Pope Accepts Resignation of US Bishop Who Failed to Report Priest Suspected of Child Abuse

Pope Francis has accepted the resignation of Bishop Robert Finn from his post as pastor of the diocese of Kansas City-St. Joseph, Missouri. The bishop was the first Catholic prelate to be convicted by a civil court in the United States for the criminal ‘misdemeanor’ of not reporting a priest who was a danger to children.

The Vatican broke the news, midday April 21, saying the Pope “has accepted the resignation from the pastoral governance of the diocese of Kansas City-Saint Joseph (USA) presented by H.E. Monsignor Robert W. Finn, in conformity with Canon 401#2 of the Code of Canon Law”.  


Section 2 of that Canon 401 states: “A diocesan bishop who has become less able to fulfill his office because of ill-health or some other grave cause is earnestly requested to present his resignation from office”. 
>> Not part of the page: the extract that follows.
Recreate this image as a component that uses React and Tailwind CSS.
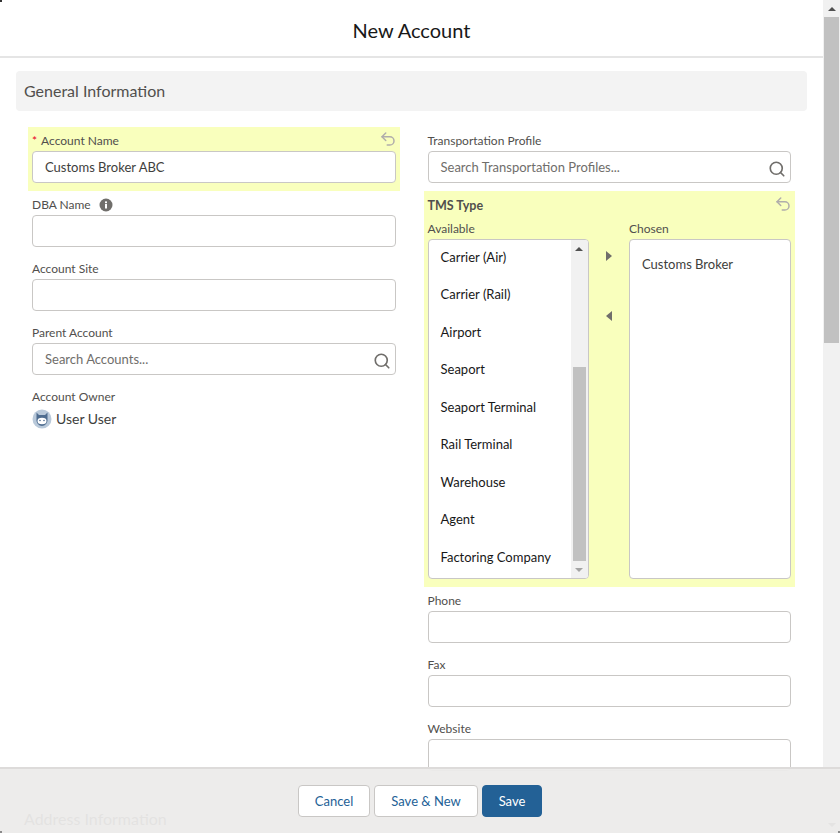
import { Search, Undo2 } from "lucide-react";

const availableItems = [
  "Carrier (Air)",
  "Carrier (Rail)",
  "Airport",
  "Seaport",
  "Seaport Terminal",
  "Rail Terminal",
  "Warehouse",
  "Agent",
  "Factoring Company",
];

function Label({ children }) {
  return <div className="text-xs leading-[20px] h-5 text-[#514f4d]">{children}</div>;
}

function TextInput({ value, placeholder, search }) {
  return (
    <div className="h-8 border border-[#c9c7c5] rounded bg-white flex items-center pl-3 pr-1 text-[13px]">
      <span className={`flex-1 pt-[1px] ${value ? "text-[#3e3e3c]" : "text-[#706e6b]"}`}>{value || placeholder}</span>
      {search && <Search className="w-[18px] h-[18px] mt-[4px] text-[#706e6b]" strokeWidth={2.2} />}
    </div>
  );
}

function Field({ label, value, placeholder, search, info }) {
  return (
    <div className="h-16 px-1 pt-1">
      <div className="flex items-center gap-[8px]">
        <Label>{label}</Label>
        {info && <InfoIcon />}
      </div>
      <TextInput value={value} placeholder={placeholder} search={search} />
    </div>
  );
}

function InfoIcon() {
  return (
    <svg width="14" height="14" viewBox="0 0 14 14">
      <circle cx="7" cy="7" r="6.5" fill="#706e6b" />
      <rect x="6" y="6" width="2" height="4.5" fill="#fff" />
      <rect x="6" y="3.4" width="2" height="1.8" fill="#fff" />
    </svg>
  );
}

function Avatar() {
  return (
    <svg width="20" height="20" viewBox="0 0 20 20" className="shrink-0 mt-[2px]">
      <circle cx="10" cy="10" r="9.5" fill="#b9c9da" />
      <path d="M4.5 3.5 L7 6 H13 L15.5 3.5 L15.5 10 C16 14 13 17 10 17 C7 17 4 14 4.5 10 Z" fill="#4f6d90" />
      <ellipse cx="10" cy="12" rx="4.5" ry="3.2" fill="#fff" />
      <circle cx="8" cy="11.5" r="0.8" fill="#4f6d90" />
      <circle cx="12" cy="11.5" r="0.8" fill="#4f6d90" />
    </svg>
  );
}

function DualList() {
  return (
    <div className="flex h-[340px]">
      <div className="w-[161px] border border-[#c9c7c5] rounded bg-white flex overflow-hidden">
        <div className="flex-1 overflow-hidden">
          <div className="-mt-[1.5px]">
            {availableItems.map((item) => (
              <div key={item} className="h-[37.5px] pl-3 flex items-center text-[13px] text-[#181818]">
                {item}
              </div>
            ))}
          </div>
        </div>
        <div className="w-[17px] bg-[#f1f1f1] flex flex-col items-center">
          <div className="h-[17px] flex items-center justify-center">
            <div className="w-0 h-0 border-x-[4px] border-x-transparent border-b-[4px] border-b-[#505050]" />
          </div>
          <div className="flex-1 w-full flex flex-col justify-end px-[2px]">
            <div className="h-[194px] bg-[#c1c1c1]" />
          </div>
          <div className="h-[17px] flex items-center justify-center">
            <div className="w-0 h-0 border-x-[4px] border-x-transparent border-t-[4px] border-t-[#a3a3a3]" />
          </div>
        </div>
      </div>
      <div className="w-[40px] flex flex-col items-center pt-[12px] gap-[50px]">
        <div className="w-0 h-0 border-y-[5px] border-y-transparent border-l-[6px] border-l-[#706e6b]" />
        <div className="w-0 h-0 border-y-[5px] border-y-transparent border-r-[6px] border-r-[#706e6b]" />
      </div>
      <div className="w-[162px] border border-[#c9c7c5] rounded bg-white pl-[12.5px] pt-[15px] text-[13px] leading-[18px] text-[#3e3e3c]">
        Customs Broker
      </div>
    </div>
  );
}

export default function App() {
  return (
    <div
      className="relative h-[833px] w-full overflow-hidden flex bg-white"
      style={{ fontFamily: 'Lato, sans-serif' }}
    >
      <div className="w-[823px] h-full overflow-hidden">
        <div className="h-[58px] border-b-2 border-[#e5e5e5] flex items-center justify-center text-xl text-[#181818] pt-[3px]">
          New Account
        </div>
        <div className="px-4 pt-[13px]">
          <div className="h-10 bg-[#f3f3f3] rounded flex items-center px-2 text-base text-[#514f4d]">
            General Information
          </div>
          <div className="grid grid-cols-2 gap-x-6 px-3 pt-4">
            {/* Left column */}
            <div>
              <div className="h-16 px-1 pt-1 bg-[#f9ffbd]">
                <div className="flex items-start justify-between">
                  <Label>
                    <span className="text-[#ea001e] mr-[4px]">*</span>Account Name
                  </Label>
                  <Undo2 className="w-[18px] h-[18px] -mt-[1px] -mr-[1px] text-[#b0adab]" />
                </div>
                <TextInput value="Customs Broker ABC" />
              </div>
              <Field label="DBA Name" info />
              <Field label="Account Site" />
              <Field label="Parent Account" placeholder="Search Accounts..." search />
              <div className="px-1 pt-1">
                <Label>Account Owner</Label>
                <div className="flex items-start gap-1 text-sm leading-[24px] text-[#3e3e3c]">
                  <Avatar />
                  User User
                </div>
              </div>
            </div>
            {/* Right column */}
            <div>
              <Field label="Transportation Profile" placeholder="Search Transportation Profiles..." search />
              <div className="h-[396px] bg-[#f9ffbd] px-1 pt-[4px]">
                <div className="flex items-start justify-between h-5 mb-[4px]">
                  <span className="text-[12.5px] leading-[21px] font-bold text-[#514f4d]">TMS Type</span>
                  <Undo2 className="w-[18px] h-[18px] -mr-[1px] text-[#b0adab]" />
                </div>
                <div className="flex h-5 text-xs leading-[20px] text-[#514f4d]">
                  <span className="w-[201.5px]">Available</span>
                  <span>Chosen</span>
                </div>
                <DualList />
              </div>
              <Field label="Phone" />
              <Field label="Fax" />
              <Field label="Website" />
            </div>
          </div>
          <div className="h-10 bg-[#f3f3f3] rounded flex items-center px-2 text-base text-[#3e3e3c] mt-[20px]">
            Address Information
          </div>
        </div>
      </div>

      {/* Page scrollbar */}
      <div className="w-[17px] h-full bg-[#f1f1f1] flex flex-col items-center">
        <div className="h-[17px] flex items-center justify-center">
          <div className="w-0 h-0 border-x-[4px] border-x-transparent border-b-[4px] border-b-[#505050]" />
        </div>
        <div className="h-[326px] w-[15px] bg-[#c1c1c1]" />
        <div className="flex-1" />
        <div className="h-[17px] flex items-center justify-center">
          <div className="w-0 h-0 border-x-[4px] border-x-transparent border-t-[4px] border-t-[#505050]" />
        </div>
      </div>

      {/* Footer over the form */}
      <div className="absolute left-0 right-0 bottom-0 h-[66px] bg-[#ecebea]/95 border-t-2 border-[#dddbda] flex items-center justify-center gap-1 text-[13px]">
        <button className="w-[72px] h-8 pt-[1px] bg-white border border-[#c9c7c5] rounded text-[#236196]">Cancel</button>
        <button className="w-[104px] h-8 pt-[1px] bg-white border border-[#c9c7c5] rounded text-[#236196]">Save &amp; New</button>
        <button className="w-[60px] h-8 pt-[1px] bg-[#236196] border border-[#236196] rounded text-white">Save</button>
      </div>

      {/* Window corner specks */}
      <div className="absolute top-0 left-0 w-[2px] h-[2px] bg-[#333333]" />
      <div className="absolute bottom-0 left-0 w-[2px] h-[2px] bg-[#8a8a8a]" />
      <div className="absolute bottom-0 right-0 w-[2px] h-[2px] bg-[#8a8a8a]" />
    </div>
  );
}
The Pope’s decision came as no surprise.  It reflects his determination to hold bishops accountable for their handling of cases relating to the sexual abuse of minors, and for failing to act to protect children from predators.  He took it after first ordering an in-depth investigation into the case following Finn’s conviction by a civil court on 6 Sept. 2012, for failing to report suspected child abuse in the case of a priest of his diocese who had pornographic photos of children on his computer, which the diocese knew about from Dec. 2010.  The then vicar-general reported the matter to the police in May 2011, an act which upset the bishop, according to various reports. 

There have been repeated calls for the bishop’s removal since his conviction over 2 years ago, but the Vatican took time in evaluating the case and, meanwhile, Finn continued to govern the diocese and remained an active member of the U.S. Bishops Conference.

In 2012, Bishop Finn was found guilty by a Jackson Country, Mo., Circuit Court Judge, John Torrence, in a trial without a jury that lasted less than one day.  The judge imposed a two year suspended sentence of probation on him, with nine conditions, for failing to report a Kansas City priest, Fr. Shawn Ratigan, who had sexually graphic images of minors on his computer, once he knew of this.  The priest was arrested in May 2011 and pleaded guilty to the charges. He was sentenced to prison for 50 years.

On learning about the case, Pope Francis decided to intervene.  At his instruction, the Vatican sent the Archbishop of Ontario, Terrence Prendergast S.J.to investigate the case, examine how Finn was governing his diocese, and hear what key people had to say. The Canadian prelate visited the diocese in September 2014, spoke with many, and subsequently submitted his report to the Holy See. That report was studied in the Vatican, and further deliberations took place, at the conclusion of which Pope Francis took the decision that Finn could not continue as bishop of the diocese.  Finn was asked to hand in his resignation.   

Bishop Finn was born in Missouri, and studied for the priesthood at the North American College in Rome and graduated from the university of St Thomas known as “the Angelicum”, was ordained priest for the archdiocese of St. Louis in 1971.  After working in various posts in the archdiocese under Cardinal Justin Regali, he was appointed coadjutor bishop of Kansas City-St Joseph in 2004 by John Paul II, and succeeded as bishop in May 2005.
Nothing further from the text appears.